Single by Sticky Fingers

from the album Land of Pleasure
- Released: 14 February 2014
- Length: 3:37
- Label: Sureshaker
- Songwriters: Patrick Cornwall, Seamus Coyle, Dylan Frost, Eric da silva Gruener, Daniel Neurath

Sticky Fingers singles chronology
| "How to Fly" (2013) | "Gold Snafu" (2014) | "Just for You" (2014) |

= Gold Snafu =

2014 song by Sticky Fingers

"Gold Snafu" is a song by Australian indie rock band Sticky Fingers.

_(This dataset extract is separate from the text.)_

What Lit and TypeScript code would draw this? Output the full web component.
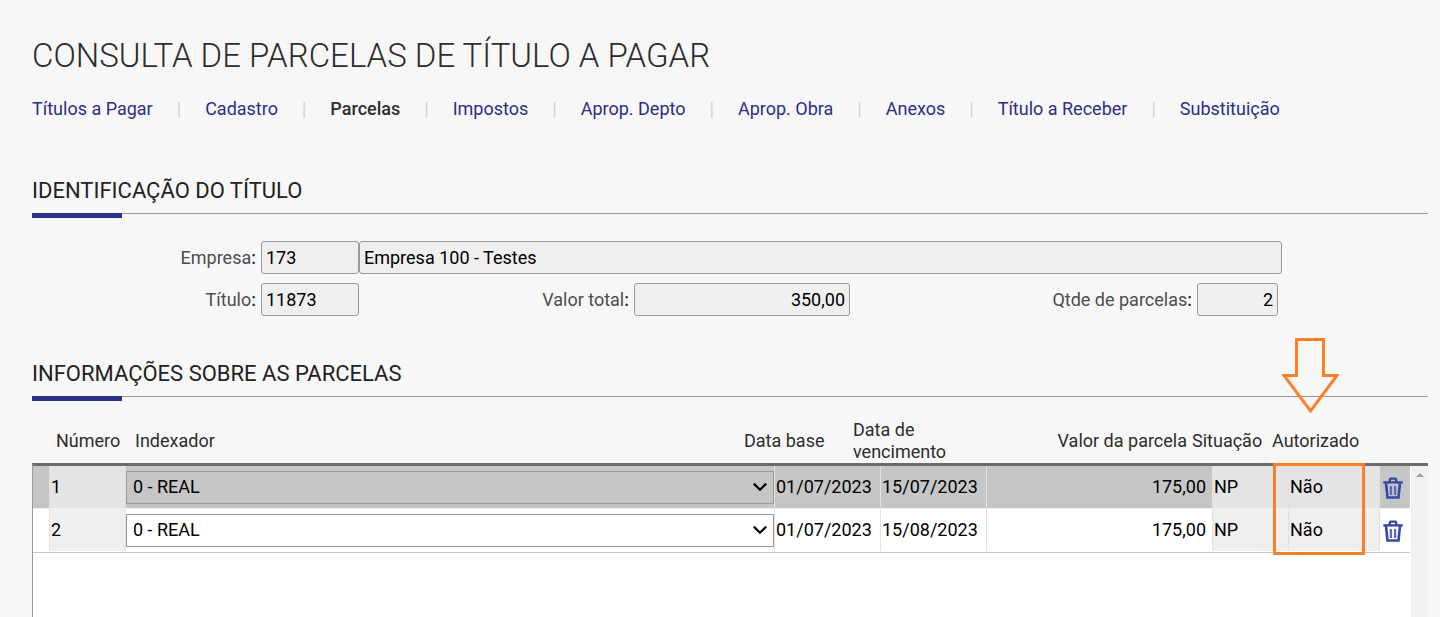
import { LitElement, html, css } from "lit";
import { customElement, property } from "lit/decorators.js";

interface Parcela {
  numero: number;
  indexador: string;
  dataBase: string;
  vencimento: string;
  valor: string;
  situacao: string;
  autorizado: string;
}

const ABAS = [
  "Títulos a Pagar",
  "Cadastro",
  "Parcelas",
  "Impostos",
  "Aprop. Depto",
  "Aprop. Obra",
  "Anexos",
  "Título a Receber",
  "Substituição",
];

const PARCELAS: Parcela[] = [
  { numero: 1, indexador: "0 - REAL", dataBase: "01/07/2023", vencimento: "15/07/2023", valor: "175,00", situacao: "NP", autorizado: "Não" },
  { numero: 2, indexador: "0 - REAL", dataBase: "01/07/2023", vencimento: "15/08/2023", valor: "175,00", situacao: "NP", autorizado: "Não" },
];

@customElement("nav-abas")
class NavAbas extends LitElement {
  @property() ativa = "";

  static styles = css`
    :host { display: block; }
    ul { display: flex; flex-wrap: wrap; margin: 0; padding: 0; list-style: none; }
    li { display: flex; align-items: center; line-height: 24px; }
    li + li::before { content: "|"; margin: 0 24px; color: #d0d0d0; }
    a { color: #2b2f85; text-decoration: none; }
    a.ativa { color: #2d2d2d; font-weight: 500; }
  `;

  render() {
    return html`<nav>
      <ul>
        ${ABAS.map((a) => html`<li><a href="#" class=${a === this.ativa ? "ativa" : ""}>${a}</a></li>`)}
      </ul>
    </nav>`;
  }
}

@customElement("titulo-form")
class TituloForm extends LitElement {
  static styles = css`
    :host { display: block; }
    form { display: grid; gap: 9px; margin-right: 146px; }
    .linha { display: grid; align-items: center; }
    .empresa { grid-template-columns: 229px 98px minmax(0, 1fr); }
    .valores {
      grid-template-columns: 229px 98px minmax(0, 275fr) 216px minmax(0, 347fr) 81px;
      padding-right: 4px;
    }
    label { padding-right: 5px; line-height: 24px; text-align: right; color: #4d4d4d; white-space: nowrap; }
    label span { color: #2d2d2d; font-weight: 500; }
    input {
      box-sizing: border-box;
      width: 100%;
      height: 33px;
      margin: 0;
      padding: 0 4px;
      border: 1px solid #999;
      border-radius: 3px;
      background: #efefef;
      color: #000;
      font: inherit;
      outline: none;
    }
    .num { text-align: right; }
  `;

  render() {
    return html`<form>
      <div class="linha empresa">
        <label for="empresa">Empresa<span>:</span></label>
        <input id="empresa" readonly value="173" />
        <input aria-label="Nome da empresa" readonly value="Empresa 100 - Testes" />
      </div>
      <div class="linha valores">
        <label for="titulo">Título<span>:</span></label>
        <input id="titulo" readonly value="11873" />
        <label for="total">Valor total<span>:</span></label>
        <input id="total" class="num" readonly value="350,00" />
        <label for="qtde">Qtde de parcelas<span>:</span></label>
        <input id="qtde" class="num" readonly value="2" />
      </div>
    </form>`;
  }
}

@customElement("parcelas-grid")
class ParcelasGrid extends LitElement {
  static styles = css`
    :host { display: flex; flex-direction: column; position: relative; }
    table, thead, tbody { display: block; }
    tr { display: grid; }
    th, td { padding: 0; font-weight: 400; text-align: left; }
    .cab tr {
      grid-template-columns: 24px 79px minmax(0, 1fr) 109px 107px 232px 80px 156px;
      align-items: center;
      min-height: 44px;
      line-height: 22px;
      color: #2d2d2d;
    }
    .cab th.num { padding-right: 5px; text-align: right; }
    .corpo {
      display: flex;
      flex: 1;
      border-top: 3px solid #6b6b6b;
      border-left: 1px solid #999;
      background: #fff;
    }
    .corpo table { flex: 1; min-width: 0; }
    .corpo tr {
      grid-template-columns: 16px 76px minmax(0, 1fr) 106px 106px 226px 76px 91px 31px;
      height: 42px;
      border-bottom: 1px solid #efefef;
      background: #fff;
      margin-right: 1px;
    }
    .corpo tr:last-child { padding-bottom: 1px; border-bottom-color: #c6c6c6; }
    .corpo tr.sel { background: #c6c6c6; }
    .corpo td {
      display: flex;
      align-items: center;
      box-sizing: border-box;
      padding: 0 1px;
      border-left: 1px solid #e2e2e2;
      color: #000;
    }
    .corpo td.marca { border-left: 0; }
    .corpo td.idx { display: grid; padding: 0; }
    .corpo td.ro { background: #efefef; }
    .corpo tr.sel td.ro { background: #e4e4e4; }
    .corpo td.valor { justify-content: flex-end; padding-right: 6px; }
    .corpo td.acao { padding: 0 0 0 3px; }
    select {
      grid-area: 1 / 1;
      appearance: none;
      box-sizing: border-box;
      width: 100%;
      height: 33px;
      padding: 0 24px 1px 6px;
      border: 1px solid #999;
      border-radius: 0;
      background-color: #fff;
      color: #000;
      font: inherit;
    }
    .sel select { background-color: #c6c6c6; }
    .idx svg { grid-area: 1 / 1; justify-self: end; margin-right: 6px; pointer-events: none; }
    button { display: block; padding: 2px 0 0; border: 0; background: none; }
    button svg { display: block; }
    .rolagem { display: flex; justify-content: center; width: 17px; background: #f1f1f1; }
    .rolagem::before {
      content: "";
      width: 0;
      height: 0;
      margin-top: 7px;
      border: 4px solid transparent;
      border-top: 0;
      border-bottom-color: #a3a3a3;
    }
    .destaque {
      position: absolute;
      top: 44px;
      right: 63px;
      box-sizing: border-box;
      width: 92px;
      height: 92px;
      border: 3px solid #ff7f27;
      pointer-events: none;
    }
    .seta { position: absolute; top: -81px; right: 89px; pointer-events: none; }
  `;

  private lixeira() {
    return html`<svg width="20" height="22" viewBox="0 0 20 22" fill="none" stroke="#3a48a0" stroke-width="2.4">
      <path d="M6.8 5V2.6Q6.8 1.6 7.8 1.6h4.4q1 0 1 1V5" />
      <path d="M.3 5.4h19.4" />
      <path d="M3 6L4.5 20.5h11L17 6" stroke-width="2.6" />
      <path d="M7.9 9v9M12.1 9v9" stroke="#5f6cb4" />
    </svg>`;
  }

  private divisa() {
    return html`<svg width="16" height="12" viewBox="0 0 16 12" fill="none" stroke="#000" stroke-width="2.2">
      <path d="M1.8 2.6L8 8.8l6.2-6.2" />
    </svg>`;
  }

  render() {
    return html`
      <table class="cab">
        <thead>
          <tr>
            <th></th>
            <th>Número</th>
            <th>Indexador</th>
            <th>Data base</th>
            <th>Data de vencimento</th>
            <th class="num">Valor da parcela</th>
            <th>Situação</th>
            <th>Autorizado</th>
          </tr>
        </thead>
      </table>
      <div class="corpo">
        <table>
          <tbody>
            ${PARCELAS.map(
              (p, i) => html`<tr class=${i === 0 ? "sel" : ""}>
                <td class="marca"></td>
                <td class="ro">${p.numero}</td>
                <td class="idx">
                  <select aria-label="Indexador da parcela ${p.numero}"><option>${p.indexador}</option></select>
                  ${this.divisa()}
                </td>
                <td>${p.dataBase}</td>
                <td>${p.vencimento}</td>
                <td class="valor">${p.valor}</td>
                <td class="ro">${p.situacao}</td>
                <td class="ro">${p.autorizado}</td>
                <td class="acao"><button type="button" aria-label="Excluir parcela ${p.numero}">${this.lixeira()}</button></td>
              </tr>`
            )}
          </tbody>
        </table>
        <div class="rolagem"></div>
      </div>
      <svg class="seta" width="57" height="76" viewBox="0 0 57 76" fill="none" stroke="#ff7f27" stroke-width="3">
        <path d="M14.5 1.5h27v36h13.5L28.5 73 2 37.5h12.5z" />
      </svg>
      <div class="destaque"></div>
    `;
  }
}

@customElement("app-root")
class AppRoot extends LitElement {
  static styles = css`
    :host {
      display: flex;
      flex-direction: column;
      box-sizing: border-box;
      min-height: 100vh;
      padding: 36px 12px 0 32px;
      background: #f7f7f7;
      font: 18px/24px Roboto, "Liberation Sans", sans-serif;
    }
    h1 { margin: 0 0 21px; font-size: 33px; line-height: 40px; font-weight: 300; color: #2d2d2d; }
    h2 {
      position: relative;
      margin: 0;
      padding-bottom: 8px;
      border-bottom: 1px solid #999;
      font-size: 22px;
      line-height: 28px;
      font-weight: 400;
      color: #222;
    }
    h2::after {
      content: "";
      position: absolute;
      left: 0;
      bottom: -5px;
      width: 90px;
      height: 5px;
      background: #2b3388;
    }
    nav-abas { margin-bottom: 56px; }
    titulo-form { margin: 27px 0 44px; }
    parcelas-grid { flex: 1; margin-top: 22px; }
  `;

  render() {
    return html`
      <h1>CONSULTA DE PARCELAS DE TÍTULO A PAGAR</h1>
      <nav-abas ativa="Parcelas"></nav-abas>
      <h2>IDENTIFICAÇÃO DO TÍTULO</h2>
      <titulo-form></titulo-form>
      <h2>INFORMAÇÕES SOBRE AS PARCELAS</h2>
      <parcelas-grid></parcelas-grid>
    `;
  }
}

It was released in February 2014 as the lead single from their second studio album Land of Pleasure.

The song was voted number 20 in the Triple J Hottest 100, 2014.

In 2025, the song was certified 2× platinum by the Australian Recording Industry Association (ARIA).

==Charts==

Weekly chart performance for "Gold Snafu"
| Chart (2014) | Peak position |
|---|---|
| Australia (ARIA) | 90 |

==Certifications==

Certifications for "Gold Snafu"
| Region | Certification | Certified units/sales |
| Australia (ARIA) | 2× Platinum | 140,000^{‡} |
| New Zealand (RMNZ) | 3× Platinum | 90,000^{‡} |
^{‡} Sales+streaming figures based on certification alone.